You'll find here some useful informations about the two fundementals concepts used in this tutorial.
Entity linking [3] is matching a textual entity mention, possibly identified by a named entity recognizer, to a KB entry, such as a Wikipedia page that is a canonical entry for that entity. An entity linking query is a request to link a textual entity mention in a given document to an entry in a KB. The system can either return a matching entry or NIL to indicate there is no matching entry.
And They define in the same article that there are 3 challenges to entity linking:
-
Name Variations: An entity often has multiple mention forms, including abbreviations, shortened forms, alternate spellings, and aliases. Entity linking must find an entry despite changes in the mention string.
-
Entity Ambiguity: A single mention can match multiple KB entries, as many entity names, like people and organizations, tend to be polysemous.
-
Absence: Processing large text collections virtually guarantees that many entities will not appear in the KB (NIL), even for large KBs.

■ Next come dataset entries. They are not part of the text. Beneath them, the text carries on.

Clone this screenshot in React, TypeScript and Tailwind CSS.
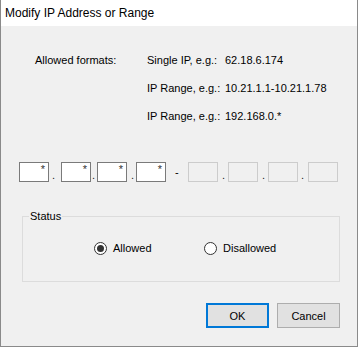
const body = { fontFamily: "'Liberation Sans', Arial, sans-serif" };

const formats = [
  { label: "Allowed formats:", kind: "Single IP, e.g.:", sample: "62.18.6.174" },
  { label: "", kind: "IP Range, e.g.:", sample: "10.21.1.1-10.21.1.78" },
  { label: "", kind: "IP Range, e.g.:", sample: "192.168.0.*" },
];

function Octet({ disabled }: { disabled?: boolean }) {
  return disabled ? (
    <div className="w-[30px] h-[20px] border border-[#cccccc] bg-[#f0f0f0]" />
  ) : (
    <div className="w-[30px] h-[20px] border border-[#7a7a7a] bg-white text-right pr-[3px] leading-[12px] text-[#333]">
      *
    </div>
  );
}

function Dot({ w, pl }: { w: string; pl: string }) {
  return (
    <div className={`${w} ${pl} h-[20px] flex items-end leading-[14px] text-[#222]`}>.</div>
  );
}

function Radio({ checked, label, w }: { checked?: boolean; label: string; w: string }) {
  return (
    <div className={`${w} flex items-center gap-[6px]`}>
      <div className="w-[13px] h-[13px] rounded-full border border-[#333] bg-white flex items-center justify-center">
        {checked && <div className="w-[7px] h-[7px] rounded-full bg-[#333]" />}
      </div>
      <span className="leading-[14px]">{label}</span>
    </div>
  );
}

export default function App() {
  return (
    <div
      className="w-[358px] h-[347px] flex flex-col border-x border-b border-[#8a8a8a] text-black"
      style={body}
    >
      <div className="h-[26px] shrink-0 bg-white flex items-center pl-[4px] text-[12px]">
        Modify IP Address or Range
      </div>

      <div className="flex-1 bg-[#f0f0f0] flex flex-col text-[11px]">
        <div className="mt-[27px] pl-[34px] grid grid-cols-[112px_78px_1fr] gap-y-[14px] leading-[14px]">
          {formats.map((f, i) => (
            <div key={i} className="contents">
              <span>{f.label}</span>
              <span>{f.kind}</span>
              <span>{f.sample}</span>
            </div>
          ))}
        </div>

        <div className="mt-[39px] pl-[18px] flex">
          <Octet />
          <Dot w="w-[12px]" pl="pl-[3px]" />
          <Octet />
          <Dot w="w-[6px]" pl="pl-[1px]" />
          <Octet />
          <Dot w="w-[9px]" pl="pl-[4px]" />
          <Octet />
          <div className="w-[22px] h-[20px] pl-[9px] flex items-center leading-[14px]">-</div>
          <Octet disabled />
          <Dot w="w-[10px]" pl="pl-[4px]" />
          <Octet disabled />
          <Dot w="w-[10px]" pl="pl-[4px]" />
          <Octet disabled />
          <Dot w="w-[10px]" pl="pl-[3px]" />
          <Octet disabled />
        </div>

        <fieldset className="mt-[28px] ml-[21px] w-[318px] h-[72px] border border-[#dcdcdc]">
          <legend className="ml-[6px] px-[1px] leading-[13px]">Status</legend>
          <div className="mt-[18px] pl-[71px] flex">
            <Radio checked label="Allowed" w="w-[110px]" />
            <Radio label="Disallowed" w="w-[110px]" />
          </div>
        </fieldset>

        <div className="mt-[21px] pr-[17px] flex justify-end gap-[8px]">
          <button className="w-[63px] h-[25px] border-2 border-[#0078d7] bg-[#e1e1e1] leading-[14px]">
            OK
          </button>
          <button className="w-[63px] h-[25px] border border-[#adadad] bg-[#e1e1e1] leading-[14px]">
            Cancel
          </button>
        </div>
      </div>
    </div>
  );
}
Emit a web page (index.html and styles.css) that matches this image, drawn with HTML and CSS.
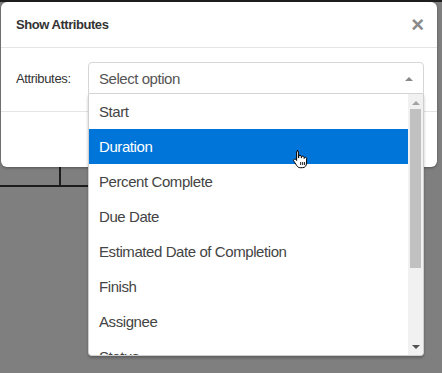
FILE: index.html
```
<!DOCTYPE html>
<html lang="en">
<head>
    <meta charset="UTF-8">
    <title>Show Attributes</title>
    <link rel="stylesheet" href="styles.css">
</head>
<body>

    <div class="page">
        <div class="topbar"></div>
        <div class="grid-row">
            <div class="cell first"></div>
            <div class="cell"></div>
        </div>
    </div>

    <div class="modal">
        <div class="modal-header">
            <span class="modal-title">Show Attributes</span>
            <span class="close">&times;</span>
        </div>
        <div class="modal-body">
            <label class="field-label">Attributes:</label>
            <div class="select-wrap">
                <div class="select-box">
                    <span>Select option</span>
                    <span class="caret-up"></span>
                </div>
                <div class="dropdown">
                    <ul class="options">
                        <li>Start</li>
                        <li class="active">Duration</li>
                        <li>Percent Complete</li>
                        <li>Due Date</li>
                        <li>Estimated Date of Completion</li>
                        <li>Finish</li>
                        <li>Assignee</li>
                        <li>Status</li>
                    </ul>
                    <div class="scrollbar">
                        <span class="arrow up"></span>
                        <div class="thumb"></div>
                        <span class="arrow down"></span>
                    </div>
                </div>
                <svg class="cursor" width="16" height="20" viewBox="0 0 16 20">
                    <path d="M5 1.5c.8 0 1.4.6 1.4 1.4v6h.3V7.6c0-.8.6-1.3 1.3-1.3s1.3.5 1.3 1.3v1.3h.2V8.3c0-.7.6-1.2 1.3-1.2s1.2.5 1.2 1.2v1.1h.2c0-.7.5-1.1 1.2-1.1s1.2.5 1.2 1.2v4.6c0 2.4-1.5 4.6-4.2 4.6H8.2c-1.5 0-2.5-.7-3.4-2L1.9 12.2c-.5-.7-.3-1.5.3-1.9.6-.4 1.3-.2 1.8.4l.6.8V2.9c0-.8.6-1.4 1.4-1.4z" fill="#fff" stroke="#000" stroke-width="1"/>
                    <path d="M8.7 13v3M10.7 13v3M12.6 13v3" stroke="#000" stroke-width="0.9"/>
                </svg>
            </div>
        </div>
        <div class="modal-footer"></div>
    </div>

</body>
</html>
```

FILE: styles.css
```
body {
    margin: 0;
    font-family: "Liberation Sans", Arial, sans-serif;
    background-color: #7f7f7f;
    width: 442px;
    height: 373px;
    overflow: hidden;
    position: relative;
}
.page {
    height: 100%;
}
.topbar {
    height: 2px;
    background-color: #1e1e1e;
}
.grid-row {
    display: flex;
    margin-top: 165px;
    width: 88px;
    height: 18px;
    border-bottom: 2px solid #1c1c1c;
}
.cell.first {
    width: 59px;
    border-right: 2px solid #1c1c1c;
}
.modal {
    position: absolute;
    top: 2px;
    left: 1px;
    width: 436px;
    height: 165px;
    background-color: #fff;
    border-radius: 6px;
    box-shadow: 0 1px 3px rgba(0, 0, 0, 0.35);
}
.modal-header {
    display: flex;
    align-items: center;
    justify-content: space-between;
    height: 45px;
    padding: 0 15px;
    border-bottom: 1px solid #e5e5e5;
}
.modal-title {
    font-size: 13px;
    font-weight: bold;
    letter-spacing: -0.45px;
    color: #333;
}
.close {
    font-size: 22px;
    font-weight: bold;
    color: #8a8a8a;
    line-height: 1;
    margin-right: -2px;
}
.modal-body {
    display: flex;
    align-items: center;
    padding: 14px 13px 17px 15px;
    border-bottom: 1px solid #e5e5e5;
}
.field-label {
    width: 72px;
    font-size: 13px;
    letter-spacing: -0.35px;
    color: #333;
}
.select-wrap {
    position: relative;
    flex: 1;
}
.select-box {
    display: flex;
    align-items: center;
    justify-content: space-between;
    height: 30px;
    padding: 0 10px;
    border: 1px solid #d6d6d6;
    border-radius: 4px 4px 0 0;
    font-size: 15px;
    letter-spacing: -0.45px;
    color: #555;
}
.caret-up {
    width: 0;
    height: 0;
    border-left: 4px solid transparent;
    border-right: 4px solid transparent;
    border-bottom: 4px solid #888;
    margin-top: 2px;
}
.dropdown {
    position: absolute;
    top: 32px;
    left: 0;
    right: 0;
    height: 261px;
    display: flex;
    background-color: #fff;
    border: 1px solid #cfcfcf;
    border-top: none;
    border-radius: 0 0 4px 4px;
    overflow: hidden;
    box-shadow: 0 2px 3px rgba(0, 0, 0, 0.25);
}
.options {
    list-style: none;
    margin: 0;
    padding: 0;
    flex: 1;
}
.options li {
    height: 35px;
    line-height: 35px;
    padding-left: 10px;
    font-size: 15px;
    letter-spacing: -0.42px;
    color: #444;
}
.options li.active {
    background-color: #0075d9;
    color: #fff;
}
.scrollbar {
    width: 15px;
    background-color: #f1f1f1;
    display: flex;
    flex-direction: column;
    align-items: center;
}
.arrow {
    width: 0;
    height: 0;
    border-left: 4px solid transparent;
    border-right: 4px solid transparent;
}
.arrow.up {
    border-bottom: 4px solid #a3a3a3;
    margin: 7px 0 4px;
}
.arrow.down {
    border-top: 4px solid #505050;
    margin-top: 77px;
}
.thumb {
    width: 11px;
    height: 159px;
    background-color: #c1c1c1;
}
.cursor {
    position: absolute;
    left: 204px;
    top: 87px;
}
```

DBpedia Spotlight [4], a system for automatically annotating text documents with DBpedia URIs (i.e. annotation of DBpedia resources mentioned in text). In the annotation task, the user provides text fragments (documents, paragraphs, sentences) and wishes to identify URIs for resources mentioned within that text. DBpedia Spotlight allows users also to configure the annotations to their specific needs through the DBpedia Ontology and quality measures such as prominence (how many times a resource is mentioned in Wikipedia), topical relevance (how close a paragraph is to a DBpedia resource’s context), contextual ambiguity (is there more than one candidate resource with similarly high topical relevance for this surface form in its current context?) and disambiguation confidence. And it can take full advantage of the DBpedia ontology for specifying which concepts should be annotated because annotations can be restricted to instances of specific classes (or sets of classes) including subclasses. Alternatively, arbitrary SPARQL queries over the DBpedia knowledge base can be provided in order to determine the set of instances that should be annotated.